CHAIN CAMERA

C+

This documentary by Kirby Dick made quite a splash at Sundance last spring–the reviews could modestly be described as rapturous–and it’s certainly based on a clever device. Ten students at John Marshall High in L.A. were given video cameras to record their lives and their views for a week, after which they passed them along to ten other students for the same purpose, and so on through the academic year. At the end of the labyrinthine process, Dick collected the footage, eventually selected sixteen of the kids to profile through what they’d shot, and then added a few culminating minutes revisiting some of the subjects at prom and graduation. “Chain Camera,” as the result is rather cutely called, is being given limited theatrical exposure before its appearance on the Cinemax, where it will appear on the cable channel’s “Reel Life” series.

One has to respect the long hours that must have gone into editing “Camera,” and there are flashes of insight and (often raunchy) humor to be found in it; compared with the meretricious teen movies that Hollywood churns out with depressing regularity (see “American Pie 2” for a recent example), it’s a breath of fresh air, even if some of the subjects may strike you as a bit scary and one senses that the makers were determined to offer as broad a spectrum as possible (thus we get a blind boy, a extrovert lesbian and a rather shy gay guy as well as a class brain, an Armenian-American, an Ethiopian immigrant, a girl with Tourette’s syndrome, an anorexic, a chubby fellow who’s desperate to get a girl, and so forth–the picture sometimes seems like an oversized gallery of grubbier John Hughes characters). Especially in the frequent sequences in which the kids talk directly to the camera about their lives, their self-absorption seems overwhelming. And despite its campus setting, this “Camera” catches virtually nothing of school life: all the footage deals with social matters, with a particular emphasis (at least verbally) on sex and drugs. Given this unhappy circumstance, it comes as rather a shock–and a somewhat dispiriting revelation–when we’re informed that 85% of the Marshall graduates will go on to college (though, to be sure, it’s not specified that’s the percentage of the sixteen subjects who actually will).

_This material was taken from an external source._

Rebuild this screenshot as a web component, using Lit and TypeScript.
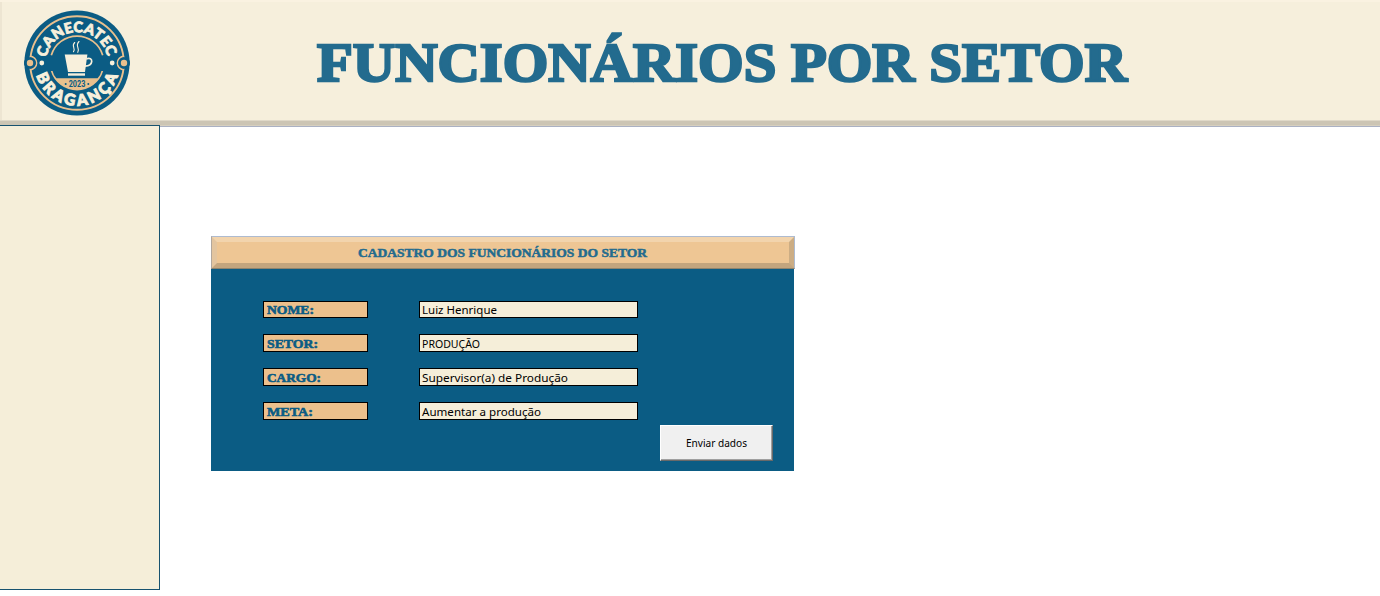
import { LitElement, html, svg, css } from "lit";
import { customElement, property } from "lit/decorators.js";

/** A single line of text fitted to a fixed measure. */
@customElement("fit-text")
class FitText extends LitElement {
  @property() text = "";
  @property({ type: Number }) measure = 100;
  @property({ type: Number }) box = 18;
  @property({ type: Number }) baseline = 13;
  @property({ type: Number }) weight = 0;
  static styles = css`
    :host { display: block; line-height: 0; }
    svg { display: block; overflow: visible; }
    text { fill: currentColor; stroke: currentColor; }
  `;
  render() {
    return html`<svg width=${this.measure} height=${this.box}>
      <text x="0" y=${this.baseline} textLength=${this.measure} lengthAdjust="spacingAndGlyphs"
        stroke-width=${this.weight}>${this.text}</text>
    </svg>`;
  }
}

@customElement("brand-logo")
class BrandLogo extends LitElement {
  static styles = css`
    :host { display: block; width: 106px; height: 106px; }
    svg { display: block; }
    .ring { font: 900 14.5px Lato, "Open Sans", sans-serif; fill: #f8f0dc; stroke: #f8f0dc; stroke-width: 0.8; }
    .wide { font-size: 15.5px; stroke-width: 1; }
    .year { font: 700 8.4px Roboto, sans-serif; fill: #0b5c84; }
  `;
  render() {
    const side = (x: number) => svg`
      <circle cx=${x} cy="0" r="6.6" fill="#0b5c84" stroke="#eac08d" stroke-width="1.6"/>`;
    return html`<svg width="106" height="106" viewBox="-53 -53 106 106">
      <defs>
        <clipPath id="disc"><circle r="47.6"/></clipPath>
        <path id="top" d="M-30.6 -5.4A31.1 31.1 0 0 1 30.6 -5.4"/>
        <path id="bottom" d="M-40.8 12.5A42.7 42.7 0 0 0 40.8 12.5"/>
      </defs>
      <circle r="52.6" fill="#0b5c84"/>
      <circle r="46.8" fill="none" stroke="#eac08d" stroke-width="1.9"/>
      <g clip-path="url(#disc)">${side(-47)}${side(47)}</g>
      <path d="M-48.6 -5.6A5.8 5.8 0 0 0 -48.6 5.6ZM48.6 -5.6A5.8 5.8 0 0 1 48.6 5.6Z" fill="#0b5c84"/>
      <circle cx="-47" r="5.8" fill="#0b5c84"/><circle cx="47" r="5.8" fill="#0b5c84"/>
      <circle cx="-47" r="3.2" fill="#eac08d"/><circle cx="47" r="3.2" fill="#eac08d"/>
      <circle cx="-35.2" r="2.4" fill="#f8f0dc"/><circle cx="35.2" r="2.4" fill="#f8f0dc"/>
      <path d="M-25.7 -7.7A26.8 26.8 0 0 1 25.7 -7.7" fill="none" stroke="#eac08d" stroke-width="1.7"/>
      <path d="M-26.2 8A27.4 27.4 0 0 0 26.2 8L24.4 8Q23.7 12 20.6 15.3H-20.6Q-23.7 12 -24.4 8Z" fill="#eac08d"/>
      <path d="M-12.3 -8.5H10.4L8 9H-9Z" fill="#f8f0dc"/>
      <path d="M9.2 -4.2Q15 -5.6 14.7 -1.4Q14.2 2.8 8 3.2" fill="none" stroke="#f8f0dc" stroke-width="1.7"/>
      <path d="M-9 10.3H8V12.7H-9Z" fill="#f8f0dc"/>
      <path d="M-2.3 -20.5C-6.3 -16.7 -.8 -14.9 -3.5 -11.3M2 -21.5C-2.6 -16.9 3.5 -15 .8 -10.7" fill="none" stroke="#f8f0dc" stroke-width="1.1" stroke-linecap="round"/>
      <text class="ring"><textPath href="#top" textLength="85">CANECATEC</textPath></text>
      <text class="ring wide"><textPath href="#bottom" textLength="108" lengthAdjust="spacing">BRAGANÇA</textPath></text>
      <text class="year" x="-8.3" y="24" textLength="16.6" lengthAdjust="spacingAndGlyphs">2023</text>
      <circle cx="-11.3" cy="20.9" r="1" fill="#0b5c84"/><circle cx="11.3" cy="20.9" r="1" fill="#0b5c84"/>
    </svg>`;
  }
}

const rows = [
  { label: "NOME:", lw: 47, value: "Luiz Henrique", vw: 75, base: 12 },
  { label: "SETOR:", lw: 51, value: "PRODUÇÃO", vw: 58, base: 13 },
  { label: "CARGO:", lw: 54, value: "Supervisor(a) de Produção", vw: 146, base: 13 },
  { label: "META:", lw: 46, value: "Aumentar a produção", vw: 119, base: 13 },
];

@customElement("app-root")
class AppRoot extends LitElement {
  static styles = css`
    :host { display: block; height: 596px; background: #fff; overflow: hidden; }
    * { box-sizing: border-box; }
    header {
      height: 127px; display: grid; grid-template-columns: 317px 1fr;
      background: #f6efdc; border-bottom: 1px solid #aab1c3;
      box-shadow: inset 0 2px #faf2e1, inset 0 -1px #d6cfbf, inset 0 -5px #ccc5b4, inset 0 -6px #e0d9c8, inset 2px 0 #ede5d2;
    }
    brand-logo { margin: 10px 0 0 24px; }
    .title { margin-top: 24px; color: #236b8e; font: 700 55px "Liberation Serif", serif; }
    main { display: flex; align-items: flex-start; margin-top: -2px; }
    aside {
      width: 160px; height: 465px; flex: none; background: #f5eed9;
      border: 1px solid #17526f; border-left: 0; position: relative;
    }
    .card { width: 584px; margin: 111px 0 0 51px; }
    .caption {
      height: 33px; display: flex; justify-content: center;
      border: 1px solid #aebbd0; border-bottom-color: #8d846f; border-left-color: #b1a79d;
      background: #eec694;
    }
    .bevel {
      width: 582px; height: 31px; display: flex; justify-content: center; padding-right: 2px;
      border: 5px solid;
      border-color: #f2d4ad #ccad84 #c3a57e #e3c59f;
    }
    .bevel fit-text { color: #236b8e; font: 700 13px "Liberation Serif", serif; }
    form {
      width: 583px; height: 202px; margin: 0; padding: 32px 0 0 52px; background: #0b5c84;
      display: grid; grid-template-columns: 105px 219px 114px; column-gap: 51px;
    }
    .labels, .fields { display: flex; flex-direction: column; gap: 16px; }
    .cell { height: 18px; border: 1px solid #000; overflow: hidden; }
    .cell:first-child { height: 17px; }
    .labels .cell { background: #ecc08c; padding-left: 3px; color: #0b5c84; font: 700 13px "Liberation Serif", serif; }
    .fields .cell { background: #f5eed9; padding-left: 2px; color: #000; font: 11.3px "Noto Sans", sans-serif; }
    button {
      width: 113px; height: 36px; margin: 124px 0 0 -29px; padding: 0;
      display: flex; justify-content: center; align-items: center;
      background: #f0f0f0; color: #000; border: 1px solid; border-color: #fff #696969 #696969 #fff;
      box-shadow: inset -1px -1px #a0a0a0; border-radius: 0; font: 11.5px "Noto Sans", sans-serif;
    }
    button fit-text { font-size: 11px; }
  `;
  render() {
    return html`
      <header>
        <brand-logo></brand-logo>
        <fit-text class="title" text="FUNCIONÁRIOS POR SETOR" .measure=${810} .box=${80} .baseline=${57} .weight=${2.4}></fit-text>
      </header>
      <main>
        <aside></aside>
        <section class="card">
          <div class="caption"><div class="bevel">
            <fit-text text="CADASTRO DOS FUNCIONÁRIOS DO SETOR" .measure=${289} .box=${20} .baseline=${15} .weight=${0.5}></fit-text>
          </div></div>
          <form @submit=${(e: Event) => e.preventDefault()}>
            <div class="labels">${rows.map((r) => html`<div class="cell">
              <fit-text .text=${r.label} .measure=${r.lw} .box=${16} .baseline=${r.base} .weight=${0.6}></fit-text></div>`)}</div>
            <div class="fields">${rows.map((r) => html`<div class="cell">
              <fit-text .text=${r.value} .measure=${r.vw} .box=${16} .baseline=${r.base}></fit-text></div>`)}</div>
            <button type="submit"><fit-text text="Enviar dados" .measure=${61} .box=${18} .baseline=${13}></fit-text></button>
          </form>
        </section>
      </main>`;
  }
}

What ultimately disappoints most about “Chain Camera,” however, is the fact that it’s terribly fragmentary, never developing a narrative arc for any of the characters we meet. Although a few of the subjects are dispatched in mere seconds (one guy is represented only by a riff he does for us about his supposed talking penis), even those most thoroughly covered get only five or six minutes of screen time–barely enough to give us a glimpse of what kind of people they are. Nor do we get to see any of the sixteen actually interacting; they all chum around with friends, but those “supporting” figures are naturally even more nebulous than they are. And of course it’s impossible for us to get to know these kids over the long haul of the year, as we did–for instance- -with those who were featured in the Fox (later PBS) series “American High,” whose subjects frankly seemed a lot less self-conscious than the ones we meet here. Of course those suburban Chicagoans had the luxury of spending much more time before the cameras than these inner-city Californians do, and we were able to watch them change over the months and deal with immediate problems in a way that’s impossible in the present case. (An isolated exception, in which a boy named Winfred discusses his perturbation at being held back from playing football because he failed a math class, comes across as more pretentiously absurd than revealing.)

What the viewer is left with is a series of brief snapshots of frustratingly varied quality–a tapestry offering sporadic moments of amusement or insight, but overall nothing beyond the most generalized mixture of concern and hopefulness about the younger generation. Though you’re likely to leave it glad to have visited some high schoolers far removed from the phony sort usually encountered on the big screen, you’ll probably be disheartened by the fact that it doesn’t get much beneath the surface.